[WRITTEN INSTRUCTION]
Which lines hold the word "React"? Copy each of them from the material.

[STORED RECORDS]
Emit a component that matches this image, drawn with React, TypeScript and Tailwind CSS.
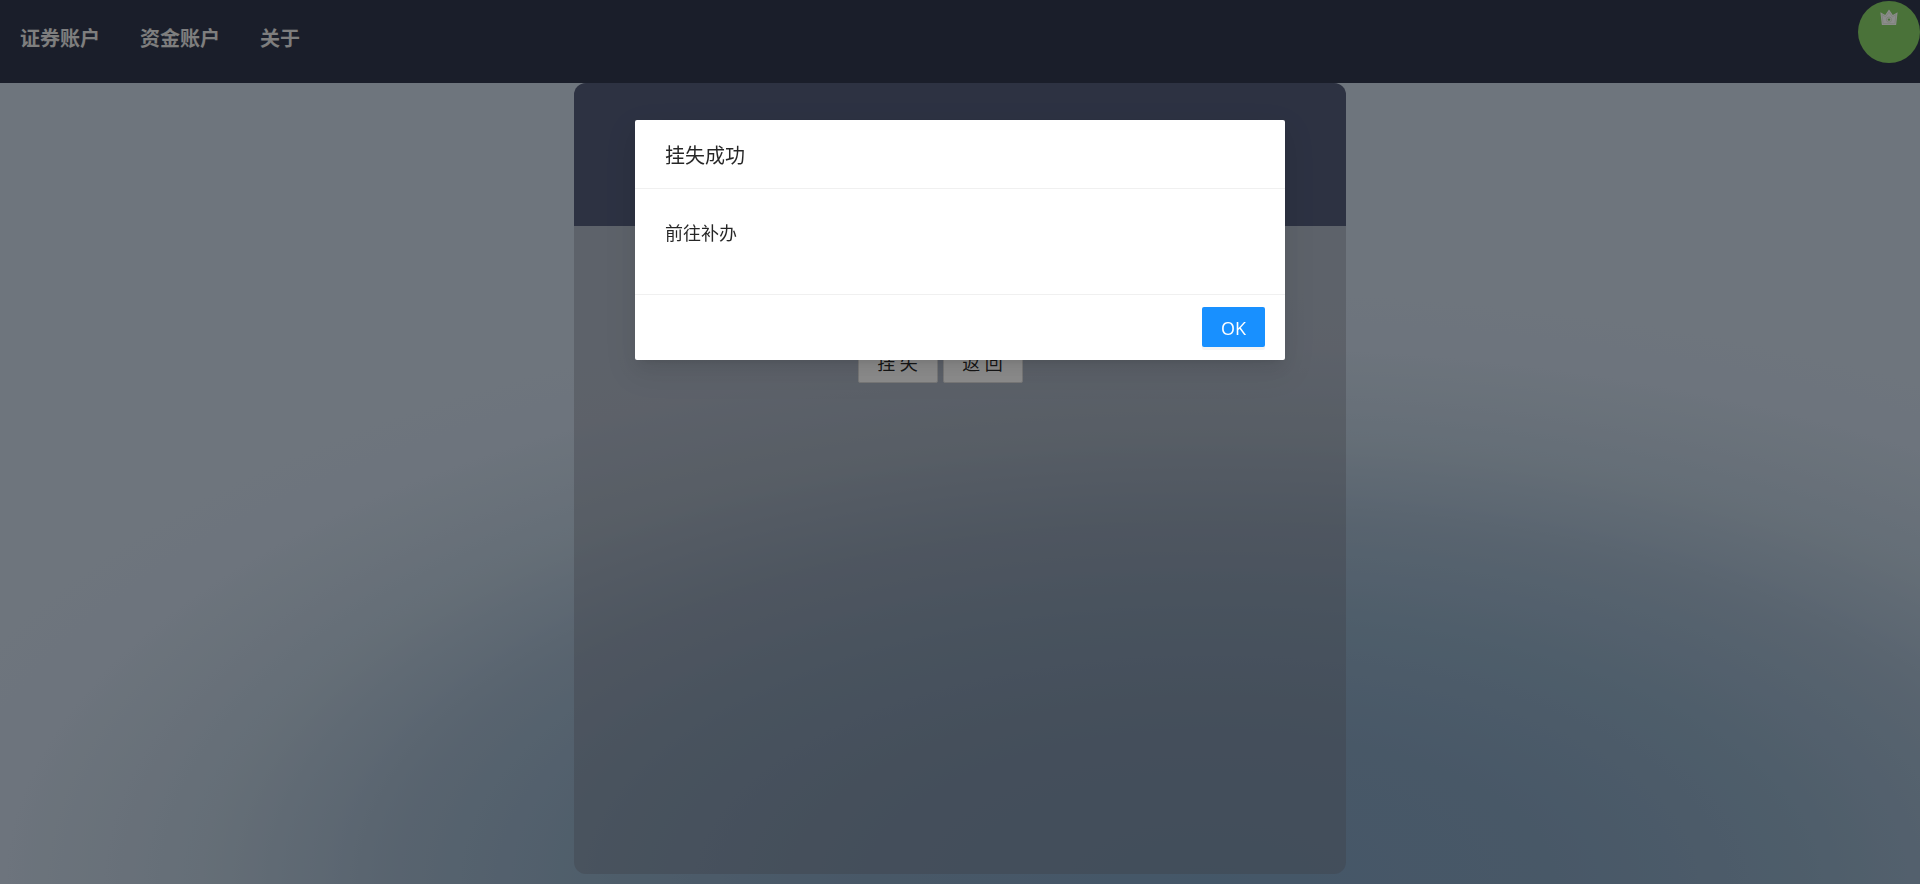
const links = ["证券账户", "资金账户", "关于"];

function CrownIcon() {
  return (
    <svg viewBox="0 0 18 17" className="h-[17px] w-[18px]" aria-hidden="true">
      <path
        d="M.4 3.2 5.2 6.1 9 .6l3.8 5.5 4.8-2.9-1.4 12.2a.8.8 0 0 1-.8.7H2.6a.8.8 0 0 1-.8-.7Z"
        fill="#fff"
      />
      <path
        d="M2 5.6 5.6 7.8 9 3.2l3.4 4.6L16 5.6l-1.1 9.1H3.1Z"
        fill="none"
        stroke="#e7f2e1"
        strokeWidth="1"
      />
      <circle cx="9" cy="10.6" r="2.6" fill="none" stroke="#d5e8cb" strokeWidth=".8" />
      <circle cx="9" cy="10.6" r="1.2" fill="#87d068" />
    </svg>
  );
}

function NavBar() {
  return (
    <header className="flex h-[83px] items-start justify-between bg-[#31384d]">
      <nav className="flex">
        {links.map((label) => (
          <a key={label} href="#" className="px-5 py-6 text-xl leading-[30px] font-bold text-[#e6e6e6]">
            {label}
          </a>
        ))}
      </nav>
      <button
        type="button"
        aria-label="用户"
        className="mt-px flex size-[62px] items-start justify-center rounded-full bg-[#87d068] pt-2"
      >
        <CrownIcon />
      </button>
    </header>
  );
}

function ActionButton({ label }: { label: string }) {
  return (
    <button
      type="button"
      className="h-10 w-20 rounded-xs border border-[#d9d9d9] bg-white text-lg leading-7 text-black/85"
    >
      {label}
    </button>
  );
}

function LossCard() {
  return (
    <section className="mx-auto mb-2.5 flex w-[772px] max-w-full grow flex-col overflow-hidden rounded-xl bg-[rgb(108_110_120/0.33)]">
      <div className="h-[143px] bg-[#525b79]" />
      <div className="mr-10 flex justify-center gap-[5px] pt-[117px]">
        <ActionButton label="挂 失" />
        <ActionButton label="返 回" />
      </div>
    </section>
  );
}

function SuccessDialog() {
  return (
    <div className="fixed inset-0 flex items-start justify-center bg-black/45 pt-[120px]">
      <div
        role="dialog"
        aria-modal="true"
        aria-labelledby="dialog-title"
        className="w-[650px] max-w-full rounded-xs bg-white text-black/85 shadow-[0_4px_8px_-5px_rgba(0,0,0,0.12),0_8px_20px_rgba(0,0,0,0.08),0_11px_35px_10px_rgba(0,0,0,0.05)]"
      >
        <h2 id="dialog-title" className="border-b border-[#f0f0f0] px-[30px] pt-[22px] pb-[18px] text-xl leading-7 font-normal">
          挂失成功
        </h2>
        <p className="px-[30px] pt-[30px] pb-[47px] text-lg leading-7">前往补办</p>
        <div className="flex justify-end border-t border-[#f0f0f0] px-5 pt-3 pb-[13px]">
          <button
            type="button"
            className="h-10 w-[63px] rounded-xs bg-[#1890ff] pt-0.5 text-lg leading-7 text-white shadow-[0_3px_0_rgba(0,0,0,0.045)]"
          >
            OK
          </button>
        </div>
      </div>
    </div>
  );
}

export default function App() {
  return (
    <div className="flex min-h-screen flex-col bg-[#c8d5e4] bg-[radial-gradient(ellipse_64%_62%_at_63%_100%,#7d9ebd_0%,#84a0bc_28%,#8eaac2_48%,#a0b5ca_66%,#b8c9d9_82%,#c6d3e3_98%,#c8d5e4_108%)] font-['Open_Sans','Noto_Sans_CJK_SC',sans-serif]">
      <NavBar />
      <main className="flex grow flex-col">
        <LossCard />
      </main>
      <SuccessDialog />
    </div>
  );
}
---
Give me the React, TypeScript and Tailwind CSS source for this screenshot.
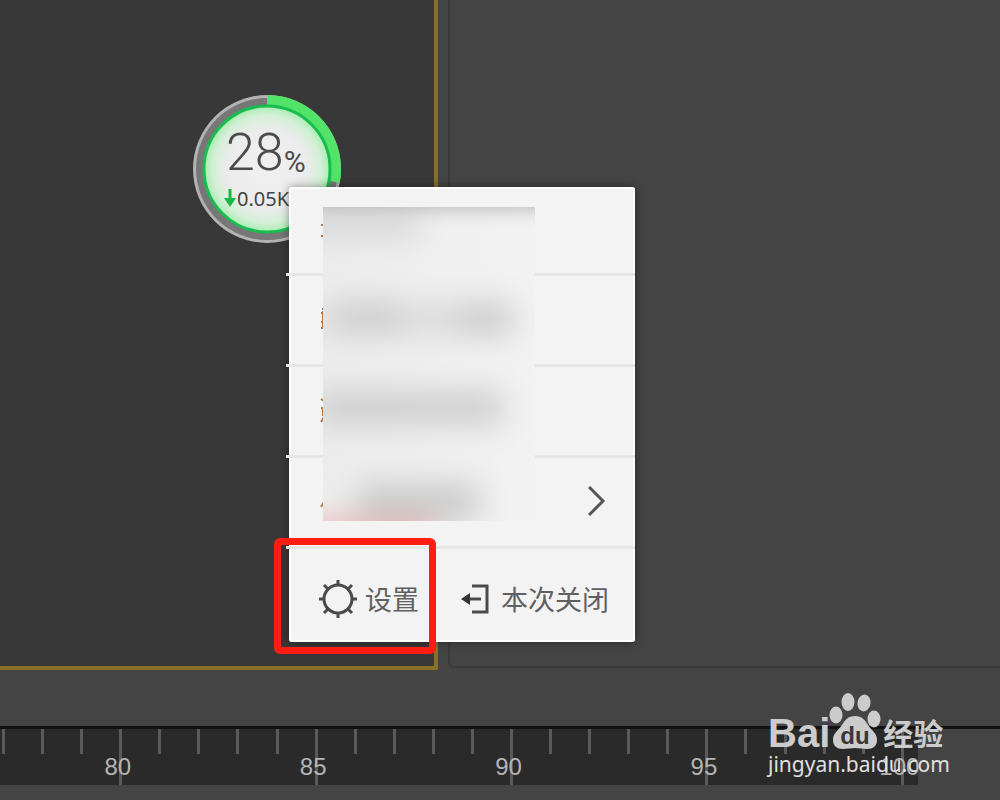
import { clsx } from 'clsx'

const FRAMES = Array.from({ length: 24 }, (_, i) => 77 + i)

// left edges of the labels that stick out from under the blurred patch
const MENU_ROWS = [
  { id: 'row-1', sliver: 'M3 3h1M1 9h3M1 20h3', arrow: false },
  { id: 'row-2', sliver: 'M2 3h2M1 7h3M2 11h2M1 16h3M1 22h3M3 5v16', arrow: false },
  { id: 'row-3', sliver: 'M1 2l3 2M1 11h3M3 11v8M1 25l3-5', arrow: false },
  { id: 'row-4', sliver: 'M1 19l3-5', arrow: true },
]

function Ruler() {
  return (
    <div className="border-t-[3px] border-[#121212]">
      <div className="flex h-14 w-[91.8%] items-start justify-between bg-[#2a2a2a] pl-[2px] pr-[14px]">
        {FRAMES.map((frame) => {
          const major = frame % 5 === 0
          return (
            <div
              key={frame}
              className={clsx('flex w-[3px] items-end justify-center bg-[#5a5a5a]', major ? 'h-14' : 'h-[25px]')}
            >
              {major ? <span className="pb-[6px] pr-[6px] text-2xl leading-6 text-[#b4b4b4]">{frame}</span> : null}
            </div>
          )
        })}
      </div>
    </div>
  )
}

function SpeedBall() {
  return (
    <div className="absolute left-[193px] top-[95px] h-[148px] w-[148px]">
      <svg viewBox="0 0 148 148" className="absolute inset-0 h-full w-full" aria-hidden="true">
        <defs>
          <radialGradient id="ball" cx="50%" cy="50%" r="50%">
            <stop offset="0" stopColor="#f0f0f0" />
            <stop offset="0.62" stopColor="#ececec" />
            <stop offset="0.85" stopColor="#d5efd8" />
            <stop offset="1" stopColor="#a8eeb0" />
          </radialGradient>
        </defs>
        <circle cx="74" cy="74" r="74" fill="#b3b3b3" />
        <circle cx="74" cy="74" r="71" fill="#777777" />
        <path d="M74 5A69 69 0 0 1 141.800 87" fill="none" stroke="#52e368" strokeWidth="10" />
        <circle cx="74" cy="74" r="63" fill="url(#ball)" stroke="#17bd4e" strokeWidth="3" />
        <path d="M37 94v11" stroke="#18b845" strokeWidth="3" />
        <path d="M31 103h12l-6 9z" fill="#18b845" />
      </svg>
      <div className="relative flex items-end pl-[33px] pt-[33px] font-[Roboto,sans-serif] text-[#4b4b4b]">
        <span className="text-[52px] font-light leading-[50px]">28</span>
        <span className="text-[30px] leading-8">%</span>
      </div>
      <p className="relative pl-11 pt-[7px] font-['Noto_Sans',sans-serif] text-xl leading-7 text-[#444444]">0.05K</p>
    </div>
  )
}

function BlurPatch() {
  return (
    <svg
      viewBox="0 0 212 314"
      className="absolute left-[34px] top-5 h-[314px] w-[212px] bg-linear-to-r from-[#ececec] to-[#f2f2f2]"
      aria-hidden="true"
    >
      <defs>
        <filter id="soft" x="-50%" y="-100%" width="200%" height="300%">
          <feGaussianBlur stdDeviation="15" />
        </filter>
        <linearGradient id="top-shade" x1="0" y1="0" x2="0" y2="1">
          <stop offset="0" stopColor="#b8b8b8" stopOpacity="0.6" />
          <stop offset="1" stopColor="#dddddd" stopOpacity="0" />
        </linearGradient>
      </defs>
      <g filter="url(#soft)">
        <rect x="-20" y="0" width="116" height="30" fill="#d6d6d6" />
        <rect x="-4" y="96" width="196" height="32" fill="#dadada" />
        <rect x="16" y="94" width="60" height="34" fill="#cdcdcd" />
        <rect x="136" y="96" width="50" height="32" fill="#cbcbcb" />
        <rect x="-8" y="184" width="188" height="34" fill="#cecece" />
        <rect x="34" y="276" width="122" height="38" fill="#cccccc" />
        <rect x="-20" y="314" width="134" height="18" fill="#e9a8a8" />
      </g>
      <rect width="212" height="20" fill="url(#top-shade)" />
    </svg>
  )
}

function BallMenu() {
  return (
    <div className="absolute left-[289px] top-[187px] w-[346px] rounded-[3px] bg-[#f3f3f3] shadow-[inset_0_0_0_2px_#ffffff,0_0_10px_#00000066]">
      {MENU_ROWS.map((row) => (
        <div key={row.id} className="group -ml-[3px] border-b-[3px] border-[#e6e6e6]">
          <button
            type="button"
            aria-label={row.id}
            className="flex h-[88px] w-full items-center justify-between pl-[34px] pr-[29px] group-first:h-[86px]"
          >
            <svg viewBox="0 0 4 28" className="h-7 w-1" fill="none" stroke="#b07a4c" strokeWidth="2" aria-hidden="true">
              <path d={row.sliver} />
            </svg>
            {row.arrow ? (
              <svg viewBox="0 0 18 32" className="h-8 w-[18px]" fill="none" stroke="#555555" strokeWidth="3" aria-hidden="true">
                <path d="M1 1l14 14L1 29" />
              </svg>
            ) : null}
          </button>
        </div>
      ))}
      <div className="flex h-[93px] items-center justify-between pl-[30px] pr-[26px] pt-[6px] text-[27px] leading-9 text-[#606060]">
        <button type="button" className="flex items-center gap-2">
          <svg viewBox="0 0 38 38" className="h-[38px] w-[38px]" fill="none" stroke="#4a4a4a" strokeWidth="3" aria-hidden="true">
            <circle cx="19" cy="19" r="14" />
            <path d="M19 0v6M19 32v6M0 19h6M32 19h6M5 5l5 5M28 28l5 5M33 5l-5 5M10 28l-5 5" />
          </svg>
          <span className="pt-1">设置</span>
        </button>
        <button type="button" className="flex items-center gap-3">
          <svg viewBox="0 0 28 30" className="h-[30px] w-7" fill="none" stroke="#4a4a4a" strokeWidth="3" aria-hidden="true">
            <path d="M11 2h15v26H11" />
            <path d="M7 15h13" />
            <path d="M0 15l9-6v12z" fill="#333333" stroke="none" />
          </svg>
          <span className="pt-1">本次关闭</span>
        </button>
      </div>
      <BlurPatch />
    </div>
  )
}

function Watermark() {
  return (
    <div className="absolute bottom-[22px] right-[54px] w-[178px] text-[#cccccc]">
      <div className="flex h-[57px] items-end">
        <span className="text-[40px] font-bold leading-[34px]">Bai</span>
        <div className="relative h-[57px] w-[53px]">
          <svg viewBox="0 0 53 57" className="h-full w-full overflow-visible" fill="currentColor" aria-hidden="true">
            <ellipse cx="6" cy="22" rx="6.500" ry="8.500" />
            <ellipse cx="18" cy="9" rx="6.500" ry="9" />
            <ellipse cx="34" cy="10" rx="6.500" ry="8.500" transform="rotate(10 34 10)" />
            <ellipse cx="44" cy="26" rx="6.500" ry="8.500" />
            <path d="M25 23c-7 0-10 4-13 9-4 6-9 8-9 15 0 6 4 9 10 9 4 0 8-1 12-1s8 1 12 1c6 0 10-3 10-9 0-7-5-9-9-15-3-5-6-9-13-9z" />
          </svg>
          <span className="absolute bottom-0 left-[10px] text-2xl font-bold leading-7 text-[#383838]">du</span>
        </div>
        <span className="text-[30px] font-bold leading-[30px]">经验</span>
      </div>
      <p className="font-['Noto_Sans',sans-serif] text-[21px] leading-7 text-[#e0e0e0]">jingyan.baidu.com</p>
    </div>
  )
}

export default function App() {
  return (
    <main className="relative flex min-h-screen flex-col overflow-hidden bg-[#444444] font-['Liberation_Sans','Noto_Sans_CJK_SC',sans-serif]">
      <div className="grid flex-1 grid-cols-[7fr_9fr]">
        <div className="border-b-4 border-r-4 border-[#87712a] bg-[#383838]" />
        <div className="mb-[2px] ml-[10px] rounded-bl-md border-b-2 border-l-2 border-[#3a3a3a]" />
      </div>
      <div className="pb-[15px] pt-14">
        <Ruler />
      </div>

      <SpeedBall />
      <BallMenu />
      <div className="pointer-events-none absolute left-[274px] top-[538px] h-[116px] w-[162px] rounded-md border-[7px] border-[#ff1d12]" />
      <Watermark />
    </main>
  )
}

[EXERCISE SOLUTION]
Emit a component that matches this image, drawn with React, TypeScript and Tailwind CSS.
Give me the React, TypeScript and Tailwind CSS source for this screenshot.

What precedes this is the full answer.